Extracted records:
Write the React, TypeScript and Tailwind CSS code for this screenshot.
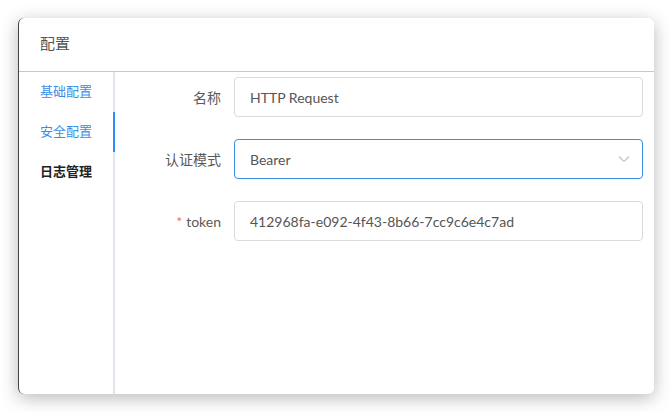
const font = { fontFamily: 'Lato, "Noto Sans CJK SC", sans-serif' };

const Field = ({ label, required, children }: { label: string; required?: boolean; children: React.ReactNode }) => (
  <div className="flex items-center h-10">
    <div className="w-[106px] text-right text-[14px] text-[#5a5a5a]">
      {required && <span className="text-[#f56c6c] mr-1">*</span>}
      {label}
    </div>
    <div className="ml-[13px] mr-[11px] flex-1 h-10">{children}</div>
  </div>
);

const App = () => {
  return (
    <div className="w-[672px] h-[412px] bg-white p-[18px]" style={font}>
      <div className="h-[376px] flex flex-col bg-white rounded-[6px] border-l border-l-[#444] shadow-[0_4px_18px_rgba(0,0,0,0.28)] overflow-hidden">
        <div className="h-[54px] shrink-0 flex items-center px-[21px] pb-[2px] text-[15px] text-[#555] border-b border-[#c6c6c6]">
          配置
        </div>
        <div className="flex flex-1">
          <div className="w-[96px] shrink-0 border-r-2 border-[#dfe3ec] relative">
            <div className="h-10 flex items-center pl-[21px] text-[13px] text-[#3a8ee6]">基础配置</div>
            <div className="h-10 flex items-center pl-[21px] text-[13px] text-[#3a8ee6] relative">
              安全配置
              <span className="absolute right-[-2px] top-0 w-[2px] h-10 bg-[#2d8cf0]" />
            </div>
            <div className="h-10 flex items-center pl-[21px] text-[13px] font-semibold text-[#222]">日志管理</div>
          </div>
          <div className="flex-1 pt-[5px] flex flex-col gap-[22px]">
            <Field label="名称">
              <div className="h-10 flex items-center px-[15px] border border-[#d9dae0] rounded-[4px] text-[14px] text-[#555]">
                HTTP Request
              </div>
            </Field>
            <Field label="认证模式">
              <div className="h-10 flex items-center justify-between px-[15px] border border-[#3a8ee6] rounded-[4px] text-[14px] text-[#555]">
                Bearer
                <svg width="12" height="8" viewBox="0 0 12 8" className="mr-[-3px]">
                  <path d="M1 1.5 L6 6.5 L11 1.5" fill="none" stroke="#c0c4cc" strokeWidth="1.2" />
                </svg>
              </div>
            </Field>
            <Field label="token" required>
              <div className="h-10 flex items-center px-[15px] border border-[#d9dae0] rounded-[4px] text-[14px] text-[#555]">
                412968fa-e092-4f43-8b66-7cc9c6e4c7ad
              </div>
            </Field>
          </div>
        </div>
      </div>
    </div>
  );
};

export default App;
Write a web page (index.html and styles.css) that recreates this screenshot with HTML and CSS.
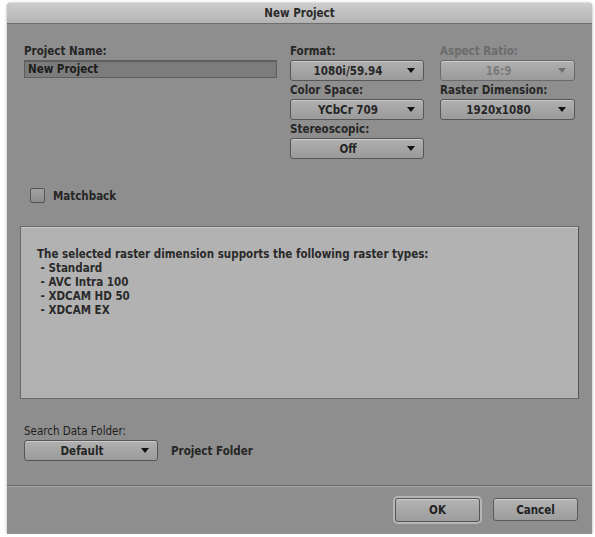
FILE: index.html
```html
<!DOCTYPE html>
<html lang="en">
<head>
    <meta charset="UTF-8">
    <meta name="viewport" content="width=device-width, initial-scale=1.0">
    <title>New Project</title>
    <link rel="stylesheet" href="styles.css">
</head>
<body>
    <div class="window">
        <div class="titlebar">New Project</div>
        <div class="content">
            <div class="top">
                <div class="col col-name">
                    <div class="field">
                        <label for="projectName">Project Name:</label>
                        <input type="text" id="projectName" class="name-input" value="New Project">
                    </div>
                </div>
                <div class="col col-mid">
                    <div class="field">
                        <label>Format:</label>
                        <div class="popup">1080i/59.94<span class="arrow"></span></div>
                    </div>
                    <div class="field">
                        <label>Color Space:</label>
                        <div class="popup">YCbCr 709<span class="arrow"></span></div>
                    </div>
                    <div class="field">
                        <label>Stereoscopic:</label>
                        <div class="popup">Off<span class="arrow"></span></div>
                    </div>
                </div>
                <div class="col col-right">
                    <div class="field disabled">
                        <label>Aspect Ratio:</label>
                        <div class="popup">16:9<span class="arrow"></span></div>
                    </div>
                    <div class="field">
                        <label>Raster Dimension:</label>
                        <div class="popup">1920x1080<span class="arrow"></span></div>
                    </div>
                </div>
            </div>

            <div class="check-row">
                <span class="checkbox"></span>
                <span class="check-label">Matchback</span>
            </div>

            <div class="info">
                <p>The selected raster dimension supports the following raster types:</p>
                <p>&nbsp;- Standard</p>
                <p>&nbsp;- AVC Intra 100</p>
                <p>&nbsp;- XDCAM HD 50</p>
                <p>&nbsp;- XDCAM EX</p>
            </div>

            <div class="search">
                <label>Search Data Folder:</label>
                <div class="search-row">
                    <div class="popup">Default<span class="arrow"></span></div>
                    <span class="folder">Project Folder</span>
                </div>
            </div>
        </div>
        <div class="footer">
            <button class="btn btn-default">OK</button>
            <button class="btn">Cancel</button>
        </div>
    </div>
</body>
</html>
```

FILE: styles.css
```css
body {
    margin: 0;
    padding: 0;
    background: #ffffff;
    font-family: "DejaVu Sans Condensed", "DejaVu Sans", sans-serif;
    font-size: 11.5px;
    color: #1e1e1e;
}
.window {
    margin: 3px 3px 0 7px;
    width: 585px;
    height: 531px;
    background: #8e8e8e;
    border-radius: 4px 4px 0 0;
    box-shadow: 0 0 3px rgba(0, 0, 0, 0.35);
    display: flex;
    flex-direction: column;
}
.titlebar {
    height: 20px;
    line-height: 21px;
    text-align: center;
    font-weight: bold;
    background: linear-gradient(#cdcdcd, #b3b3b3);
    border-bottom: 1px solid #6e6e6e;
    border-radius: 4px 4px 0 0;
    color: #2a2a2a;
}
.content {
    padding: 21px 0 0 13px;
    flex: 1;
}
.top {
    display: flex;
}
.col-name {
    width: 253px;
    margin-left: 4px;
}
.col-mid {
    width: 134px;
    margin-left: 13px;
}
.col-right {
    width: 135px;
    margin-left: 16px;
}
.field {
    margin-bottom: 3px;
}
.field label,
.search label {
    display: block;
    height: 13px;
    line-height: 13px;
    margin-bottom: 2px;
    font-weight: bold;
    color: #262626;
}
.field.disabled label {
    color: #6c6c6c;
}
.name-input {
    box-sizing: border-box;
    width: 253px;
    height: 18px;
    margin: 0;
    padding: 0 3px;
    border: 1px solid #5e5e5e;
    background: #7c7c7c;
    box-shadow: inset 0 1px 1px rgba(0, 0, 0, 0.25);
    font-family: inherit;
    font-size: 11.5px;
    font-weight: bold;
    color: #1c1c1c;
}
.popup {
    position: relative;
    box-sizing: border-box;
    height: 21px;
    line-height: 20px;
    border: 1px solid #565656;
    border-radius: 3px;
    background: linear-gradient(#b0b0b0, #9a9a9a);
    box-shadow: inset 0 1px 0 rgba(255, 255, 255, 0.35);
    text-align: center;
    padding-right: 18px;
    font-weight: bold;
    color: #262626;
}
.arrow {
    position: absolute;
    right: 8px;
    top: 7px;
    width: 0;
    height: 0;
    border-left: 4px solid transparent;
    border-right: 4px solid transparent;
    border-top: 5px solid #111111;
}
.disabled .popup {
    color: #7a7a7a;
    border-color: #6a6a6a;
}
.disabled .arrow {
    border-top-color: #6e6e6e;
}
.check-row {
    display: flex;
    align-items: center;
    margin: 26px 0 0 10px;
}
.checkbox {
    width: 13px;
    height: 13px;
    border: 1px solid #555555;
    border-radius: 2px;
    background: linear-gradient(#a2a2a2, #8c8c8c);
}
.check-label {
    margin-left: 8px;
    font-weight: bold;
    color: #262626;
}
.info {
    box-sizing: border-box;
    width: 559px;
    height: 173px;
    margin: 23px 0 0 0;
    padding: 20px 0 0 16px;
    background: #b2b2b2;
    border: 1px solid #6a6a6a;
    border-right-color: #555555;
    box-shadow: inset 0 1px 0 rgba(255, 255, 255, 0.3);
    font-weight: bold;
    color: #2a2a2a;
}
.info p {
    margin: 0;
    line-height: 14px;
}
.search {
    margin: 26px 0 0 4px;
}
.search label {
    font-weight: normal;
    color: #1e1e1e;
    margin-bottom: 2px;
}
.search-row {
    display: flex;
    align-items: center;
}
.search-row .popup {
    width: 134px;
}
.folder {
    margin-left: 13px;
    font-weight: bold;
    color: #262626;
}
.footer {
    height: 47px;
    border-top: 1px solid #666666;
    box-shadow: inset 0 1px 0 #a8a8a8;
    display: flex;
    justify-content: flex-end;
    align-items: center;
    padding-right: 14px;
    padding-bottom: 1px;
}
.btn {
    height: 23px;
    width: 85px;
    margin-left: 13px;
    border: 1px solid #5a5a5a;
    border-radius: 3px;
    background: linear-gradient(#b4b4b4, #9c9c9c);
    box-shadow: inset 0 1px 0 rgba(255, 255, 255, 0.35);
    font-family: inherit;
    font-size: 11.5px;
    font-weight: bold;
    color: #222222;
}
.btn-default {
    width: 85px;
    height: 24px;
    border: 1px solid #555555;
    box-shadow: 0 0 0 2px #b6b6b6, inset 0 1px 0 rgba(255, 255, 255, 0.35);
}
```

Exercise details:
State how many lines of the data include the word "this", with nothing else.

Complete answer:
2